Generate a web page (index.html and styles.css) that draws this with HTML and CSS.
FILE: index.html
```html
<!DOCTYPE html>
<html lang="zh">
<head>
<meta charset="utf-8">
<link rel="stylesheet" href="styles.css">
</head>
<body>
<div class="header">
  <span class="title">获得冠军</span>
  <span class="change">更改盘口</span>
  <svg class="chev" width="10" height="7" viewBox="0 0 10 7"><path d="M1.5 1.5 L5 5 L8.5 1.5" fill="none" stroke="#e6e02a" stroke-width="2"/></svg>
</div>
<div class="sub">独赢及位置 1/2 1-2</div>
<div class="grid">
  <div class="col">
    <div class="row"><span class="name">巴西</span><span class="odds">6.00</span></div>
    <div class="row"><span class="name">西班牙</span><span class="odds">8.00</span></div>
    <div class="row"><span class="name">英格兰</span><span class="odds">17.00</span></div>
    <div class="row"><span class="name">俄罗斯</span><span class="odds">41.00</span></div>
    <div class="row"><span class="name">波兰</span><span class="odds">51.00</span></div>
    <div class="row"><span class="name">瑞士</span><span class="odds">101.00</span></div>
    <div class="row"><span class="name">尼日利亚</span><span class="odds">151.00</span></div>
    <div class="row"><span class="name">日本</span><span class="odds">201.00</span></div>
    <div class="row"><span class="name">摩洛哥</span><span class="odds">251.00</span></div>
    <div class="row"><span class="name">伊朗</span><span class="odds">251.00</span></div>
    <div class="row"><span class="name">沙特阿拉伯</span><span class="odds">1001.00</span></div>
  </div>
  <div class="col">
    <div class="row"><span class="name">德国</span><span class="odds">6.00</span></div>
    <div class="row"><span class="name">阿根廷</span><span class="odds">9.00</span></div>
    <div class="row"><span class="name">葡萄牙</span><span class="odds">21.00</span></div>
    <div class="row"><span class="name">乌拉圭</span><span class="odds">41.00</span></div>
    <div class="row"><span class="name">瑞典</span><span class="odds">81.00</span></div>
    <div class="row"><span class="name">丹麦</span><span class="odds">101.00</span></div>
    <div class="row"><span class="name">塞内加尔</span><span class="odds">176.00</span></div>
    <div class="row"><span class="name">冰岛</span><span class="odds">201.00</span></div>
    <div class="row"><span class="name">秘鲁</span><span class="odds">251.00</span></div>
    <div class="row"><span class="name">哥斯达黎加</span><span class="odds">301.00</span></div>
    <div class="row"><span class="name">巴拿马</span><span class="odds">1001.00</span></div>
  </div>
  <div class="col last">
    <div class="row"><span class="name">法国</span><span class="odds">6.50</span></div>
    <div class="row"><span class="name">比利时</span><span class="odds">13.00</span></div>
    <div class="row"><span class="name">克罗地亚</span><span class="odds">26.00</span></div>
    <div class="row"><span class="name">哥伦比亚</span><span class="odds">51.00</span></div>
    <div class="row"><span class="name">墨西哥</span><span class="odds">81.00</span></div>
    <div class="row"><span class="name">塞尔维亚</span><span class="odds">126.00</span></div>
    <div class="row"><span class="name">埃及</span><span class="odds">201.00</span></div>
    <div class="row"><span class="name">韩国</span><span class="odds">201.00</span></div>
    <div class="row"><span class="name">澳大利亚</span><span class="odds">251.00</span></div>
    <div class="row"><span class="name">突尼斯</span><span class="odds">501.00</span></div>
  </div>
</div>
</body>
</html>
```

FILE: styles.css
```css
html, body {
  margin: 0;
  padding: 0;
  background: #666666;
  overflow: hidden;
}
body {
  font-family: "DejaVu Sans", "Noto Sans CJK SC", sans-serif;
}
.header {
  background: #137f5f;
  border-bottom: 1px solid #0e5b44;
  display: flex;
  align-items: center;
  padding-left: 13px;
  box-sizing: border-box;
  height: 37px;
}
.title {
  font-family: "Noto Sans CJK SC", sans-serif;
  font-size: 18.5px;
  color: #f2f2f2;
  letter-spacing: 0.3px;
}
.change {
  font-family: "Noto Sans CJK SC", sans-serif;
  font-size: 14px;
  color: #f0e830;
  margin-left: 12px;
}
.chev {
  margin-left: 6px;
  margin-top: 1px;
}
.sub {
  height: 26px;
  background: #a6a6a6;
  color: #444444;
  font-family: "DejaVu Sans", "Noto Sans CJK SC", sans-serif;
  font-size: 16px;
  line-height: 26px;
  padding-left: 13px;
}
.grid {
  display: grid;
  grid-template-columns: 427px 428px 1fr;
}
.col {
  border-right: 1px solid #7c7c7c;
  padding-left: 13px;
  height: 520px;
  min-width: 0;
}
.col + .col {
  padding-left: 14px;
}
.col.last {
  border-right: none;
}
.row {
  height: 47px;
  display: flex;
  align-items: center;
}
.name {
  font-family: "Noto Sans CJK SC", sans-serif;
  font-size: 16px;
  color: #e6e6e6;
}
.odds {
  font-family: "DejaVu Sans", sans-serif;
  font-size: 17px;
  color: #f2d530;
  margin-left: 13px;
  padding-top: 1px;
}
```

========================================

# [TASK STATEMENT]
Give back each line above precisely as it stands.

# [ANSWER TO THE EXERCISE]
Generate a web page (index.html and styles.css) that draws this with HTML and CSS.
FILE: index.html
```html
<!DOCTYPE html>
<html lang="zh">
<head>
<meta charset="utf-8">
<link rel="stylesheet" href="styles.css">
</head>
<body>
<div class="header">
  <span class="title">获得冠军</span>
  <span class="change">更改盘口</span>
  <svg class="chev" width="10" height="7" viewBox="0 0 10 7"><path d="M1.5 1.5 L5 5 L8.5 1.5" fill="none" stroke="#e6e02a" stroke-width="2"/></svg>
</div>
<div class="sub">独赢及位置 1/2 1-2</div>
<div class="grid">
  <div class="col">
    <div class="row"><span class="name">巴西</span><span class="odds">6.00</span></div>
    <div class="row"><span class="name">西班牙</span><span class="odds">8.00</span></div>
    <div class="row"><span class="name">英格兰</span><span class="odds">17.00</span></div>
    <div class="row"><span class="name">俄罗斯</span><span class="odds">41.00</span></div>
    <div class="row"><span class="name">波兰</span><span class="odds">51.00</span></div>
    <div class="row"><span class="name">瑞士</span><span class="odds">101.00</span></div>
    <div class="row"><span class="name">尼日利亚</span><span class="odds">151.00</span></div>
    <div class="row"><span class="name">日本</span><span class="odds">201.00</span></div>
    <div class="row"><span class="name">摩洛哥</span><span class="odds">251.00</span></div>
    <div class="row"><span class="name">伊朗</span><span class="odds">251.00</span></div>
    <div class="row"><span class="name">沙特阿拉伯</span><span class="odds">1001.00</span></div>
  </div>
  <div class="col">
    <div class="row"><span class="name">德国</span><span class="odds">6.00</span></div>
    <div class="row"><span class="name">阿根廷</span><span class="odds">9.00</span></div>
    <div class="row"><span class="name">葡萄牙</span><span class="odds">21.00</span></div>
    <div class="row"><span class="name">乌拉圭</span><span class="odds">41.00</span></div>
    <div class="row"><span class="name">瑞典</span><span class="odds">81.00</span></div>
    <div class="row"><span class="name">丹麦</span><span class="odds">101.00</span></div>
    <div class="row"><span class="name">塞内加尔</span><span class="odds">176.00</span></div>
    <div class="row"><span class="name">冰岛</span><span class="odds">201.00</span></div>
    <div class="row"><span class="name">秘鲁</span><span class="odds">251.00</span></div>
    <div class="row"><span class="name">哥斯达黎加</span><span class="odds">301.00</span></div>
    <div class="row"><span class="name">巴拿马</span><span class="odds">1001.00</span></div>
  </div>
  <div class="col last">
    <div class="row"><span class="name">法国</span><span class="odds">6.50</span></div>
    <div class="row"><span class="name">比利时</span><span class="odds">13.00</span></div>
    <div class="row"><span class="name">克罗地亚</span><span class="odds">26.00</span></div>
    <div class="row"><span class="name">哥伦比亚</span><span class="odds">51.00</span></div>
    <div class="row"><span class="name">墨西哥</span><span class="odds">81.00</span></div>
    <div class="row"><span class="name">塞尔维亚</span><span class="odds">126.00</span></div>
    <div class="row"><span class="name">埃及</span><span class="odds">201.00</span></div>
    <div class="row"><span class="name">韩国</span><span class="odds">201.00</span></div>
    <div class="row"><span class="name">澳大利亚</span><span class="odds">251.00</span></div>
    <div class="row"><span class="name">突尼斯</span><span class="odds">501.00</span></div>
  </div>
</div>
</body>
</html>
```

FILE: styles.css
```css
html, body {
  margin: 0;
  padding: 0;
  background: #666666;
  overflow: hidden;
}
body {
  font-family: "DejaVu Sans", "Noto Sans CJK SC", sans-serif;
}
.header {
  background: #137f5f;
  border-bottom: 1px solid #0e5b44;
  display: flex;
  align-items: center;
  padding-left: 13px;
  box-sizing: border-box;
  height: 37px;
}
.title {
  font-family: "Noto Sans CJK SC", sans-serif;
  font-size: 18.5px;
  color: #f2f2f2;
  letter-spacing: 0.3px;
}
.change {
  font-family: "Noto Sans CJK SC", sans-serif;
  font-size: 14px;
  color: #f0e830;
  margin-left: 12px;
}
.chev {
  margin-left: 6px;
  margin-top: 1px;
}
.sub {
  height: 26px;
  background: #a6a6a6;
  color: #444444;
  font-family: "DejaVu Sans", "Noto Sans CJK SC", sans-serif;
  font-size: 16px;
  line-height: 26px;
  padding-left: 13px;
}
.grid {
  display: grid;
  grid-template-columns: 427px 428px 1fr;
}
.col {
  border-right: 1px solid #7c7c7c;
  padding-left: 13px;
  height: 520px;
  min-width: 0;
}
.col + .col {
  padding-left: 14px;
}
.col.last {
  border-right: none;
}
.row {
  height: 47px;
  display: flex;
  align-items: center;
}
.name {
  font-family: "Noto Sans CJK SC", sans-serif;
  font-size: 16px;
  color: #e6e6e6;
}
.odds {
  font-family: "DejaVu Sans", sans-serif;
  font-size: 17px;
  color: #f2d530;
  margin-left: 13px;
  padding-top: 1px;
}
```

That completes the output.